Exercise: Write out the material exactly, without any of its pictures.

Dataset excerpt:
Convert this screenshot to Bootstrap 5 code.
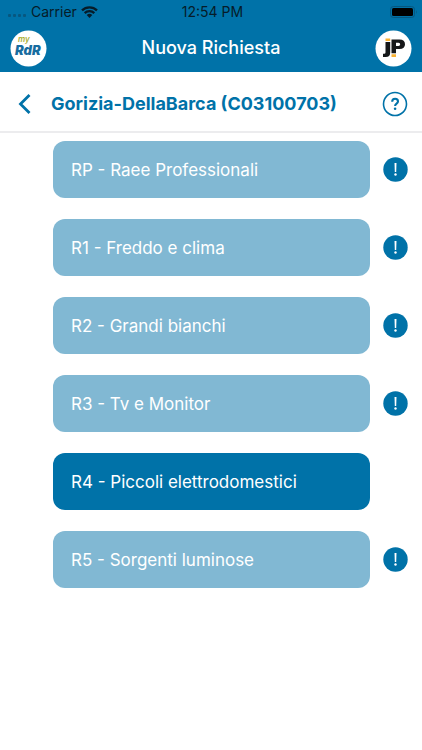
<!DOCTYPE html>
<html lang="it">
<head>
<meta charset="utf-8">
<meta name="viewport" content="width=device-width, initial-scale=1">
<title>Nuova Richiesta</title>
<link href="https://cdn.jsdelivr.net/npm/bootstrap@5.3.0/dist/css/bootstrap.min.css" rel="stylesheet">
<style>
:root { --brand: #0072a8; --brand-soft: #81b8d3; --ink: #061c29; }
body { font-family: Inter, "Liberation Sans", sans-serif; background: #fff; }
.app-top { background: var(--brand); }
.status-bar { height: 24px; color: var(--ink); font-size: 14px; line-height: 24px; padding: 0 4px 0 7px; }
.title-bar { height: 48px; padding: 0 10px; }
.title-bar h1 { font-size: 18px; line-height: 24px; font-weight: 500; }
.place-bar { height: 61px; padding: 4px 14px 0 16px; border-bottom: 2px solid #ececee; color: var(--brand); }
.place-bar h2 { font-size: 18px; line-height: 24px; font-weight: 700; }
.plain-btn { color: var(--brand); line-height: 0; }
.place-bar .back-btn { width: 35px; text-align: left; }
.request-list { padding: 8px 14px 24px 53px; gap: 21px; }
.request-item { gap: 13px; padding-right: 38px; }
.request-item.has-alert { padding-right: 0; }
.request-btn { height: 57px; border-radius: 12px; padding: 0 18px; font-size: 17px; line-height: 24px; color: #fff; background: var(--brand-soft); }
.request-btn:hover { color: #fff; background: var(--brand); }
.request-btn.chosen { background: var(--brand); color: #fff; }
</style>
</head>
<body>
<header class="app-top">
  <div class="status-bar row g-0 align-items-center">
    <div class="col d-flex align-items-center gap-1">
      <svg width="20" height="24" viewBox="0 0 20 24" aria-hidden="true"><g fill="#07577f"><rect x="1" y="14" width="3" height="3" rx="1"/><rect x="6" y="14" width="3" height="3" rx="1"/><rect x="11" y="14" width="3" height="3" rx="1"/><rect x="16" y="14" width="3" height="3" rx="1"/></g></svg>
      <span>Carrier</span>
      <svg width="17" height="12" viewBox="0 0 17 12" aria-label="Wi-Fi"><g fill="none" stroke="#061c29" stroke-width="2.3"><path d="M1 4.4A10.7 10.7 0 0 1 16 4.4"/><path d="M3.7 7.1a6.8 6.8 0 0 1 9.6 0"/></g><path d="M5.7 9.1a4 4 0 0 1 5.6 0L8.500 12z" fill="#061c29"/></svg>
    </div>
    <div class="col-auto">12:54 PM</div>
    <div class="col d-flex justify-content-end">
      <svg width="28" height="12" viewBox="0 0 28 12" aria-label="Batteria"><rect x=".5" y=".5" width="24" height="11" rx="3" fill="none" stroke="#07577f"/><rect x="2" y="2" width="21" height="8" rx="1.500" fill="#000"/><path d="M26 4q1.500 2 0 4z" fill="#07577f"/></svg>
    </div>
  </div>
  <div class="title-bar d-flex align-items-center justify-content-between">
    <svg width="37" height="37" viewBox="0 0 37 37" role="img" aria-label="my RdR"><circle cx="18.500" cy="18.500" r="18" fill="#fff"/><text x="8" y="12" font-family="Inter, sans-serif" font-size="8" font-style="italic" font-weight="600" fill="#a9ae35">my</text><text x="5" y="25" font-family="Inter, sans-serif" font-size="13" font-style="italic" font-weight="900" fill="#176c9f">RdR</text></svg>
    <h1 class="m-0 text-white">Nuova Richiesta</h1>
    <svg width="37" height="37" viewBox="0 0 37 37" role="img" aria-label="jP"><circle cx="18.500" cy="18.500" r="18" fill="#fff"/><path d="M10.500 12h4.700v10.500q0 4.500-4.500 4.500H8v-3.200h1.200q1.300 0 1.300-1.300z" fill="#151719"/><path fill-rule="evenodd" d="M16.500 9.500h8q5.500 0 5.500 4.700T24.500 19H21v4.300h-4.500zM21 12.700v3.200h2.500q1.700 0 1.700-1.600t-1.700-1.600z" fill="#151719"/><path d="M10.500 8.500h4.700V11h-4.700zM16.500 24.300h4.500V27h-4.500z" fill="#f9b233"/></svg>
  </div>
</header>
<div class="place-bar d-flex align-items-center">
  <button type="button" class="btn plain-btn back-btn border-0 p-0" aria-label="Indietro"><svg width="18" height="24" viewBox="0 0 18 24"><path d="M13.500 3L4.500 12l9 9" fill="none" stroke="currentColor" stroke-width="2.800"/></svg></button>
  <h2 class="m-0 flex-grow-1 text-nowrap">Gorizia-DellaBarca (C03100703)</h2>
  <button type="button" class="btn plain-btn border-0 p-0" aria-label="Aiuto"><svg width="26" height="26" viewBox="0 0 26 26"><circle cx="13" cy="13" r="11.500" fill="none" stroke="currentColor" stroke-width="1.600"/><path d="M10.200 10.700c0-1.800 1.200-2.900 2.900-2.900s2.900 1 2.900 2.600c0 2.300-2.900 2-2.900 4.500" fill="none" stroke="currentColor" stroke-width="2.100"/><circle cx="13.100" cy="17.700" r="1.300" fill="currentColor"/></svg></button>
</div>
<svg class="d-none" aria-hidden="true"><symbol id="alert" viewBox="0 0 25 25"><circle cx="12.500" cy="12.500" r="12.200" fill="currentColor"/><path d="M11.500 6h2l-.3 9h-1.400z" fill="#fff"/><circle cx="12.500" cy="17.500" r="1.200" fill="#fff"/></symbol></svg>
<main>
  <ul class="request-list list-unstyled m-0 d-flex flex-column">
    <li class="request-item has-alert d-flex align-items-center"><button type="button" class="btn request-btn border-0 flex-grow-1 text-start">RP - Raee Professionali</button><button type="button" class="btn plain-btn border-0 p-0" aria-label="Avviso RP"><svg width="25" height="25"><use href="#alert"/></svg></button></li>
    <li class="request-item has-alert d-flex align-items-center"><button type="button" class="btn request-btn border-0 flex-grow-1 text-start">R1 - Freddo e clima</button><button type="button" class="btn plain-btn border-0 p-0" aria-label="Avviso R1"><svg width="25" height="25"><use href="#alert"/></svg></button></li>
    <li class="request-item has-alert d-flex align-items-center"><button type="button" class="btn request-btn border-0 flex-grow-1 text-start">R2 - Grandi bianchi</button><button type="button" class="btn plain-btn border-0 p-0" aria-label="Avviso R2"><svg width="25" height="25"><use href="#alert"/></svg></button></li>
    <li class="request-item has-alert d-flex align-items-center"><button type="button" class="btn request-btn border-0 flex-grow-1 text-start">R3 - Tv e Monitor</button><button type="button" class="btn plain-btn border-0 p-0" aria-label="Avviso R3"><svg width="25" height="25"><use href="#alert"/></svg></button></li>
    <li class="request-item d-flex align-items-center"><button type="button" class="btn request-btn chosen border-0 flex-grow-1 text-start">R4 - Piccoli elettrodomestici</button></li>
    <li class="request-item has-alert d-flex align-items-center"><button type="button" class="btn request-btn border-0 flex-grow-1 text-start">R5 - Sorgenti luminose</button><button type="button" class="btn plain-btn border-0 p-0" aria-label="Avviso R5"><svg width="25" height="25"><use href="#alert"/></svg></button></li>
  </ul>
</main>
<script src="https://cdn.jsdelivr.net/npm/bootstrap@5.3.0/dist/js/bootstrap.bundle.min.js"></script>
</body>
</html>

Worked solution:
Convert this screenshot to Bootstrap 5 code.
<!DOCTYPE html>
<html lang="it">
<head>
<meta charset="utf-8">
<meta name="viewport" content="width=device-width, initial-scale=1">
<title>Nuova Richiesta</title>
<link href="https://cdn.jsdelivr.net/npm/bootstrap@5.3.0/dist/css/bootstrap.min.css" rel="stylesheet">
<style>
:root { --brand: #0072a8; --brand-soft: #81b8d3; --ink: #061c29; }
body { font-family: Inter, "Liberation Sans", sans-serif; background: #fff; }
.app-top { background: var(--brand); }
.status-bar { height: 24px; color: var(--ink); font-size: 14px; line-height: 24px; padding: 0 4px 0 7px; }
.title-bar { height: 48px; padding: 0 10px; }
.title-bar h1 { font-size: 18px; line-height: 24px; font-weight: 500; }
.place-bar { height: 61px; padding: 4px 14px 0 16px; border-bottom: 2px solid #ececee; color: var(--brand); }
.place-bar h2 { font-size: 18px; line-height: 24px; font-weight: 700; }
.plain-btn { color: var(--brand); line-height: 0; }
.place-bar .back-btn { width: 35px; text-align: left; }
.request-list { padding: 8px 14px 24px 53px; gap: 21px; }
.request-item { gap: 13px; padding-right: 38px; }
.request-item.has-alert { padding-right: 0; }
.request-btn { height: 57px; border-radius: 12px; padding: 0 18px; font-size: 17px; line-height: 24px; color: #fff; background: var(--brand-soft); }
.request-btn:hover { color: #fff; background: var(--brand); }
.request-btn.chosen { background: var(--brand); color: #fff; }
</style>
</head>
<body>
<header class="app-top">
  <div class="status-bar row g-0 align-items-center">
    <div class="col d-flex align-items-center gap-1">
      <svg width="20" height="24" viewBox="0 0 20 24" aria-hidden="true"><g fill="#07577f"><rect x="1" y="14" width="3" height="3" rx="1"/><rect x="6" y="14" width="3" height="3" rx="1"/><rect x="11" y="14" width="3" height="3" rx="1"/><rect x="16" y="14" width="3" height="3" rx="1"/></g></svg>
      <span>Carrier</span>
      <svg width="17" height="12" viewBox="0 0 17 12" aria-label="Wi-Fi"><g fill="none" stroke="#061c29" stroke-width="2.3"><path d="M1 4.4A10.7 10.7 0 0 1 16 4.4"/><path d="M3.7 7.1a6.8 6.8 0 0 1 9.6 0"/></g><path d="M5.7 9.1a4 4 0 0 1 5.6 0L8.500 12z" fill="#061c29"/></svg>
    </div>
    <div class="col-auto">12:54 PM</div>
    <div class="col d-flex justify-content-end">
      <svg width="28" height="12" viewBox="0 0 28 12" aria-label="Batteria"><rect x=".5" y=".5" width="24" height="11" rx="3" fill="none" stroke="#07577f"/><rect x="2" y="2" width="21" height="8" rx="1.500" fill="#000"/><path d="M26 4q1.500 2 0 4z" fill="#07577f"/></svg>
    </div>
  </div>
  <div class="title-bar d-flex align-items-center justify-content-between">
    <svg width="37" height="37" viewBox="0 0 37 37" role="img" aria-label="my RdR"><circle cx="18.500" cy="18.500" r="18" fill="#fff"/><text x="8" y="12" font-family="Inter, sans-serif" font-size="8" font-style="italic" font-weight="600" fill="#a9ae35">my</text><text x="5" y="25" font-family="Inter, sans-serif" font-size="13" font-style="italic" font-weight="900" fill="#176c9f">RdR</text></svg>
    <h1 class="m-0 text-white">Nuova Richiesta</h1>
    <svg width="37" height="37" viewBox="0 0 37 37" role="img" aria-label="jP"><circle cx="18.500" cy="18.500" r="18" fill="#fff"/><path d="M10.500 12h4.700v10.500q0 4.500-4.500 4.500H8v-3.200h1.200q1.300 0 1.300-1.300z" fill="#151719"/><path fill-rule="evenodd" d="M16.500 9.500h8q5.500 0 5.500 4.700T24.500 19H21v4.300h-4.500zM21 12.700v3.200h2.500q1.700 0 1.700-1.600t-1.700-1.600z" fill="#151719"/><path d="M10.500 8.500h4.700V11h-4.700zM16.500 24.300h4.500V27h-4.500z" fill="#f9b233"/></svg>
  </div>
</header>
<div class="place-bar d-flex align-items-center">
  <button type="button" class="btn plain-btn back-btn border-0 p-0" aria-label="Indietro"><svg width="18" height="24" viewBox="0 0 18 24"><path d="M13.500 3L4.500 12l9 9" fill="none" stroke="currentColor" stroke-width="2.800"/></svg></button>
  <h2 class="m-0 flex-grow-1 text-nowrap">Gorizia-DellaBarca (C03100703)</h2>
  <button type="button" class="btn plain-btn border-0 p-0" aria-label="Aiuto"><svg width="26" height="26" viewBox="0 0 26 26"><circle cx="13" cy="13" r="11.500" fill="none" stroke="currentColor" stroke-width="1.600"/><path d="M10.200 10.700c0-1.800 1.200-2.900 2.900-2.900s2.900 1 2.900 2.600c0 2.300-2.900 2-2.900 4.500" fill="none" stroke="currentColor" stroke-width="2.100"/><circle cx="13.100" cy="17.700" r="1.300" fill="currentColor"/></svg></button>
</div>
<svg class="d-none" aria-hidden="true"><symbol id="alert" viewBox="0 0 25 25"><circle cx="12.500" cy="12.500" r="12.200" fill="currentColor"/><path d="M11.500 6h2l-.3 9h-1.400z" fill="#fff"/><circle cx="12.500" cy="17.500" r="1.200" fill="#fff"/></symbol></svg>
<main>
  <ul class="request-list list-unstyled m-0 d-flex flex-column">
    <li class="request-item has-alert d-flex align-items-center"><button type="button" class="btn request-btn border-0 flex-grow-1 text-start">RP - Raee Professionali</button><button type="button" class="btn plain-btn border-0 p-0" aria-label="Avviso RP"><svg width="25" height="25"><use href="#alert"/></svg></button></li>
    <li class="request-item has-alert d-flex align-items-center"><button type="button" class="btn request-btn border-0 flex-grow-1 text-start">R1 - Freddo e clima</button><button type="button" class="btn plain-btn border-0 p-0" aria-label="Avviso R1"><svg width="25" height="25"><use href="#alert"/></svg></button></li>
    <li class="request-item has-alert d-flex align-items-center"><button type="button" class="btn request-btn border-0 flex-grow-1 text-start">R2 - Grandi bianchi</button><button type="button" class="btn plain-btn border-0 p-0" aria-label="Avviso R2"><svg width="25" height="25"><use href="#alert"/></svg></button></li>
    <li class="request-item has-alert d-flex align-items-center"><button type="button" class="btn request-btn border-0 flex-grow-1 text-start">R3 - Tv e Monitor</button><button type="button" class="btn plain-btn border-0 p-0" aria-label="Avviso R3"><svg width="25" height="25"><use href="#alert"/></svg></button></li>
    <li class="request-item d-flex align-items-center"><button type="button" class="btn request-btn chosen border-0 flex-grow-1 text-start">R4 - Piccoli elettrodomestici</button></li>
    <li class="request-item has-alert d-flex align-items-center"><button type="button" class="btn request-btn border-0 flex-grow-1 text-start">R5 - Sorgenti luminose</button><button type="button" class="btn plain-btn border-0 p-0" aria-label="Avviso R5"><svg width="25" height="25"><use href="#alert"/></svg></button></li>
  </ul>
</main>
<script src="https://cdn.jsdelivr.net/npm/bootstrap@5.3.0/dist/js/bootstrap.bundle.min.js"></script>
</body>
</html>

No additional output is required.